=== Work to do ===
Each entry below should be echoed exactly, with pictures omitted.
------ Data provided ------
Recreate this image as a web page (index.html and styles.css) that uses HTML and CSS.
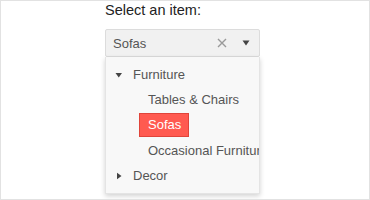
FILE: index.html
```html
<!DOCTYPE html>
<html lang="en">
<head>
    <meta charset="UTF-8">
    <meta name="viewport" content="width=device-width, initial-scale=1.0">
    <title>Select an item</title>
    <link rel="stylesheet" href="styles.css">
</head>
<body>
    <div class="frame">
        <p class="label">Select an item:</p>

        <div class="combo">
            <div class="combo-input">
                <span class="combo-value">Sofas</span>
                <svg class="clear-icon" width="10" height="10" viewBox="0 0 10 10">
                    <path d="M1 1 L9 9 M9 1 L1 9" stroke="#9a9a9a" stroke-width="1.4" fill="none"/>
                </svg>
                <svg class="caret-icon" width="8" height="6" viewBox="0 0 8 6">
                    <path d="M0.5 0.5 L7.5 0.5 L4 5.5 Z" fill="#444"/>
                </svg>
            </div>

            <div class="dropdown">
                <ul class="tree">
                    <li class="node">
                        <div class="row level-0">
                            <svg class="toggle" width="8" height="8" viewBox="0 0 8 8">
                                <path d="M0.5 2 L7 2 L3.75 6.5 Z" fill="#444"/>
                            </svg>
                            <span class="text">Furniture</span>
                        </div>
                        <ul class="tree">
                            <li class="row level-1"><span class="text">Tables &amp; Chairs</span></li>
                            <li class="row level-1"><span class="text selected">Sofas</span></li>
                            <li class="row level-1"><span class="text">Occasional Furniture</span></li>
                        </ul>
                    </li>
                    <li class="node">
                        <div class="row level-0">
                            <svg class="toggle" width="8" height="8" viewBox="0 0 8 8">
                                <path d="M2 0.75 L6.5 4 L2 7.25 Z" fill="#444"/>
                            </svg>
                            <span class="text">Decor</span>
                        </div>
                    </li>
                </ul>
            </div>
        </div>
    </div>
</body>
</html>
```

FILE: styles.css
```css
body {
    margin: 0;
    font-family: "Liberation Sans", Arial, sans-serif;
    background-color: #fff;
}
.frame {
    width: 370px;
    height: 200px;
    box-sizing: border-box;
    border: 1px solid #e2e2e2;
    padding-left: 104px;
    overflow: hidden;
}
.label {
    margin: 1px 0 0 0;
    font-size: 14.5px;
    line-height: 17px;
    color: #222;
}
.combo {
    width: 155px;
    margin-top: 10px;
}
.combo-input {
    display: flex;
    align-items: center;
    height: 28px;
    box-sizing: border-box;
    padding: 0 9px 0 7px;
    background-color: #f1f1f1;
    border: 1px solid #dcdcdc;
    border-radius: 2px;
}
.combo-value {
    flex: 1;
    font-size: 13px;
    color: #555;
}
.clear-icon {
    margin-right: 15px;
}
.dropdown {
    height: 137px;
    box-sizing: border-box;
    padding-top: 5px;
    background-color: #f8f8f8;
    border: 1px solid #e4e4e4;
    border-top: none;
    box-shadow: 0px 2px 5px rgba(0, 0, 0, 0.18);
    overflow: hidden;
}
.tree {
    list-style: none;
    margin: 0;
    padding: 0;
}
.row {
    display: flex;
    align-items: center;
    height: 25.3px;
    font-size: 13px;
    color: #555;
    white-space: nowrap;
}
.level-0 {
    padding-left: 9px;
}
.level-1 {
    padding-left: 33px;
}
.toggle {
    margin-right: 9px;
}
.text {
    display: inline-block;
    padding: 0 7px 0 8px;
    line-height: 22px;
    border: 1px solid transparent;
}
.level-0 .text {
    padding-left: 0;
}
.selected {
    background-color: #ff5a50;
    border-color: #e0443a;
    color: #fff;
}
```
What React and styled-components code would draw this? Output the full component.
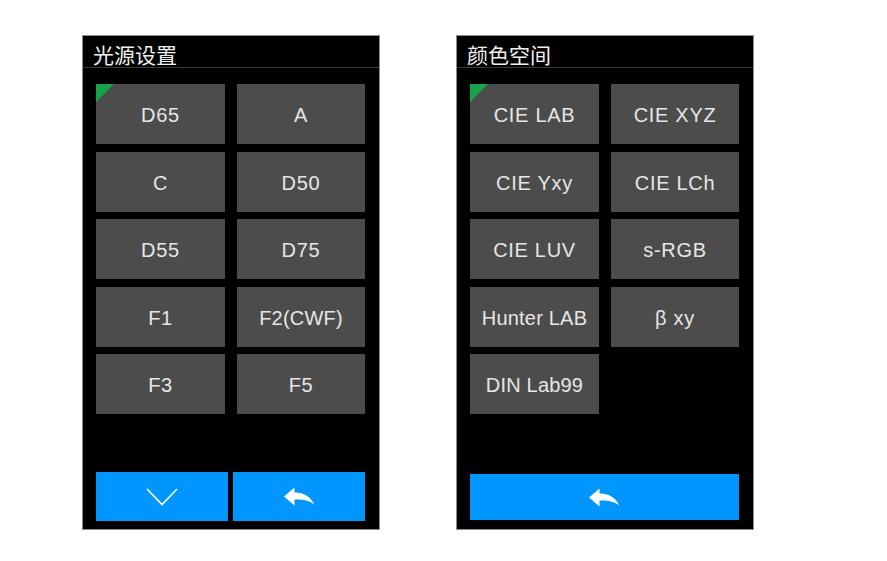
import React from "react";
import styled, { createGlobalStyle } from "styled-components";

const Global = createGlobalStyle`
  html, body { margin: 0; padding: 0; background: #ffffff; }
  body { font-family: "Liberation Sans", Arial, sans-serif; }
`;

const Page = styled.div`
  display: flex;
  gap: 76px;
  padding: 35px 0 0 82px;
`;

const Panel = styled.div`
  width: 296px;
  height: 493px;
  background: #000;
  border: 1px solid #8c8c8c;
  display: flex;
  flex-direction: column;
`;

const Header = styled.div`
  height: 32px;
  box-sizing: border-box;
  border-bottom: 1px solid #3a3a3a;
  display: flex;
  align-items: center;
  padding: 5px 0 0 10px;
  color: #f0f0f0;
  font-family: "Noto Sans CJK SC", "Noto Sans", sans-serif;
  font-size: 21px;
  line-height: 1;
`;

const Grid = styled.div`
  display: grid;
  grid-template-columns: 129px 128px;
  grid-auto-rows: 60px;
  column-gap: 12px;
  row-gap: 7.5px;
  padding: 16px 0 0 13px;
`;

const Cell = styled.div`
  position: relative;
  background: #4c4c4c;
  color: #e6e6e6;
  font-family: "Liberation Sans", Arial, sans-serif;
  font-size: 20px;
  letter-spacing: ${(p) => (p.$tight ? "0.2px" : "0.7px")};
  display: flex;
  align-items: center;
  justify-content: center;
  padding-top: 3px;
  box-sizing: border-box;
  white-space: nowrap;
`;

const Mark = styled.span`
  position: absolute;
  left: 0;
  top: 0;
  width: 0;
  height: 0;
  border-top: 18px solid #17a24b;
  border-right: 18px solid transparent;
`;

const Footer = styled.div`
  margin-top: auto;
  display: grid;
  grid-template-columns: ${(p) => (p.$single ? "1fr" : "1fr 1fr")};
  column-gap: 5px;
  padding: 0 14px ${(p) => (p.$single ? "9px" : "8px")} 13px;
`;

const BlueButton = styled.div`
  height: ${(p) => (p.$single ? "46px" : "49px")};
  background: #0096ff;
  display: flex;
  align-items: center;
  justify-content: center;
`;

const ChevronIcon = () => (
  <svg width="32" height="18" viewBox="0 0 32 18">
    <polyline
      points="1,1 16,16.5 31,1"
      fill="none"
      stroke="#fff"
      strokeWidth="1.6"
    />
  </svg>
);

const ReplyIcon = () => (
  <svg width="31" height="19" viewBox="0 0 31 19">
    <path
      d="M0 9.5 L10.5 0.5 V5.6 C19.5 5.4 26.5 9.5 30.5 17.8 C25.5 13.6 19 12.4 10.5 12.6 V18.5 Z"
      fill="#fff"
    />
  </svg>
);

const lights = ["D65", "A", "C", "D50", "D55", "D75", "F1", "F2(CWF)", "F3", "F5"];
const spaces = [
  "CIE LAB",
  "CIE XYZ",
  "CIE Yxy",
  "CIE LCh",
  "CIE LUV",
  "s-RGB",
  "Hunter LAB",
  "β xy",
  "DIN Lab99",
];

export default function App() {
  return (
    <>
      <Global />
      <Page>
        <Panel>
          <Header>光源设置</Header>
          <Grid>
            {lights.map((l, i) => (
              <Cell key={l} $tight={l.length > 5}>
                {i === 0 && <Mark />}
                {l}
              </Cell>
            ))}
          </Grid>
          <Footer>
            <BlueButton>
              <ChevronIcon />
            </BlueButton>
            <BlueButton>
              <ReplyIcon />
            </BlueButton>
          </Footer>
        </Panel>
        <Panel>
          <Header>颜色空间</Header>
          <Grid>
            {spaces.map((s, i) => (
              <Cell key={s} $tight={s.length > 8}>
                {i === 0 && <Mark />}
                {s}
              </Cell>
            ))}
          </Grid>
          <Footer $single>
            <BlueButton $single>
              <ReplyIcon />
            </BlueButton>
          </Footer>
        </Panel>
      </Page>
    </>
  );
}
------
=== Task response ===
Recreate this image as a web page (index.html and styles.css) that uses HTML and CSS.
FILE: index.html
```html
<!DOCTYPE html>
<html lang="en">
<head>
    <meta charset="UTF-8">
    <meta name="viewport" content="width=device-width, initial-scale=1.0">
    <title>Select an item</title>
    <link rel="stylesheet" href="styles.css">
</head>
<body>
    <div class="frame">
        <p class="label">Select an item:</p>

        <div class="combo">
            <div class="combo-input">
                <span class="combo-value">Sofas</span>
                <svg class="clear-icon" width="10" height="10" viewBox="0 0 10 10">
                    <path d="M1 1 L9 9 M9 1 L1 9" stroke="#9a9a9a" stroke-width="1.4" fill="none"/>
                </svg>
                <svg class="caret-icon" width="8" height="6" viewBox="0 0 8 6">
                    <path d="M0.5 0.5 L7.5 0.5 L4 5.5 Z" fill="#444"/>
                </svg>
            </div>

            <div class="dropdown">
                <ul class="tree">
                    <li class="node">
                        <div class="row level-0">
                            <svg class="toggle" width="8" height="8" viewBox="0 0 8 8">
                                <path d="M0.5 2 L7 2 L3.75 6.5 Z" fill="#444"/>
                            </svg>
                            <span class="text">Furniture</span>
                        </div>
                        <ul class="tree">
                            <li class="row level-1"><span class="text">Tables &amp; Chairs</span></li>
                            <li class="row level-1"><span class="text selected">Sofas</span></li>
                            <li class="row level-1"><span class="text">Occasional Furniture</span></li>
                        </ul>
                    </li>
                    <li class="node">
                        <div class="row level-0">
                            <svg class="toggle" width="8" height="8" viewBox="0 0 8 8">
                                <path d="M2 0.75 L6.5 4 L2 7.25 Z" fill="#444"/>
                            </svg>
                            <span class="text">Decor</span>
                        </div>
                    </li>
                </ul>
            </div>
        </div>
    </div>
</body>
</html>
```

FILE: styles.css
```css
body {
    margin: 0;
    font-family: "Liberation Sans", Arial, sans-serif;
    background-color: #fff;
}
.frame {
    width: 370px;
    height: 200px;
    box-sizing: border-box;
    border: 1px solid #e2e2e2;
    padding-left: 104px;
    overflow: hidden;
}
.label {
    margin: 1px 0 0 0;
    font-size: 14.5px;
    line-height: 17px;
    color: #222;
}
.combo {
    width: 155px;
    margin-top: 10px;
}
.combo-input {
    display: flex;
    align-items: center;
    height: 28px;
    box-sizing: border-box;
    padding: 0 9px 0 7px;
    background-color: #f1f1f1;
    border: 1px solid #dcdcdc;
    border-radius: 2px;
}
.combo-value {
    flex: 1;
    font-size: 13px;
    color: #555;
}
.clear-icon {
    margin-right: 15px;
}
.dropdown {
    height: 137px;
    box-sizing: border-box;
    padding-top: 5px;
    background-color: #f8f8f8;
    border: 1px solid #e4e4e4;
    border-top: none;
    box-shadow: 0px 2px 5px rgba(0, 0, 0, 0.18);
    overflow: hidden;
}
.tree {
    list-style: none;
    margin: 0;
    padding: 0;
}
.row {
    display: flex;
    align-items: center;
    height: 25.3px;
    font-size: 13px;
    color: #555;
    white-space: nowrap;
}
.level-0 {
    padding-left: 9px;
}
.level-1 {
    padding-left: 33px;
}
.toggle {
    margin-right: 9px;
}
.text {
    display: inline-block;
    padding: 0 7px 0 8px;
    line-height: 22px;
    border: 1px solid transparent;
}
.level-0 .text {
    padding-left: 0;
}
.selected {
    background-color: #ff5a50;
    border-color: #e0443a;
    color: #fff;
}
```
What React and styled-components code would draw this? Output the full component.
import React from "react";
import styled, { createGlobalStyle } from "styled-components";

const Global = createGlobalStyle`
  html, body { margin: 0; padding: 0; background: #ffffff; }
  body { font-family: "Liberation Sans", Arial, sans-serif; }
`;

const Page = styled.div`
  display: flex;
  gap: 76px;
  padding: 35px 0 0 82px;
`;

const Panel = styled.div`
  width: 296px;
  height: 493px;
  background: #000;
  border: 1px solid #8c8c8c;
  display: flex;
  flex-direction: column;
`;

const Header = styled.div`
  height: 32px;
  box-sizing: border-box;
  border-bottom: 1px solid #3a3a3a;
  display: flex;
  align-items: center;
  padding: 5px 0 0 10px;
  color: #f0f0f0;
  font-family: "Noto Sans CJK SC", "Noto Sans", sans-serif;
  font-size: 21px;
  line-height: 1;
`;

const Grid = styled.div`
  display: grid;
  grid-template-columns: 129px 128px;
  grid-auto-rows: 60px;
  column-gap: 12px;
  row-gap: 7.5px;
  padding: 16px 0 0 13px;
`;

const Cell = styled.div`
  position: relative;
  background: #4c4c4c;
  color: #e6e6e6;
  font-family: "Liberation Sans", Arial, sans-serif;
  font-size: 20px;
  letter-spacing: ${(p) => (p.$tight ? "0.2px" : "0.7px")};
  display: flex;
  align-items: center;
  justify-content: center;
  padding-top: 3px;
  box-sizing: border-box;
  white-space: nowrap;
`;

const Mark = styled.span`
  position: absolute;
  left: 0;
  top: 0;
  width: 0;
  height: 0;
  border-top: 18px solid #17a24b;
  border-right: 18px solid transparent;
`;

const Footer = styled.div`
  margin-top: auto;
  display: grid;
  grid-template-columns: ${(p) => (p.$single ? "1fr" : "1fr 1fr")};
  column-gap: 5px;
  padding: 0 14px ${(p) => (p.$single ? "9px" : "8px")} 13px;
`;

const BlueButton = styled.div`
  height: ${(p) => (p.$single ? "46px" : "49px")};
  background: #0096ff;
  display: flex;
  align-items: center;
  justify-content: center;
`;

const ChevronIcon = () => (
  <svg width="32" height="18" viewBox="0 0 32 18">
    <polyline
      points="1,1 16,16.5 31,1"
      fill="none"
      stroke="#fff"
      strokeWidth="1.6"
    />
  </svg>
);

const ReplyIcon = () => (
  <svg width="31" height="19" viewBox="0 0 31 19">
    <path
      d="M0 9.5 L10.5 0.5 V5.6 C19.5 5.4 26.5 9.5 30.5 17.8 C25.5 13.6 19 12.4 10.5 12.6 V18.5 Z"
      fill="#fff"
    />
  </svg>
);

const lights = ["D65", "A", "C", "D50", "D55", "D75", "F1", "F2(CWF)", "F3", "F5"];
const spaces = [
  "CIE LAB",
  "CIE XYZ",
  "CIE Yxy",
  "CIE LCh",
  "CIE LUV",
  "s-RGB",
  "Hunter LAB",
  "β xy",
  "DIN Lab99",
];

export default function App() {
  return (
    <>
      <Global />
      <Page>
        <Panel>
          <Header>光源设置</Header>
          <Grid>
            {lights.map((l, i) => (
              <Cell key={l} $tight={l.length > 5}>
                {i === 0 && <Mark />}
                {l}
              </Cell>
            ))}
          </Grid>
          <Footer>
            <BlueButton>
              <ChevronIcon />
            </BlueButton>
            <BlueButton>
              <ReplyIcon />
            </BlueButton>
          </Footer>
        </Panel>
        <Panel>
          <Header>颜色空间</Header>
          <Grid>
            {spaces.map((s, i) => (
              <Cell key={s} $tight={s.length > 8}>
                {i === 0 && <Mark />}
                {s}
              </Cell>
            ))}
          </Grid>
          <Footer $single>
            <BlueButton $single>
              <ReplyIcon />
            </BlueButton>
          </Footer>
        </Panel>
      </Page>
    </>
  );
}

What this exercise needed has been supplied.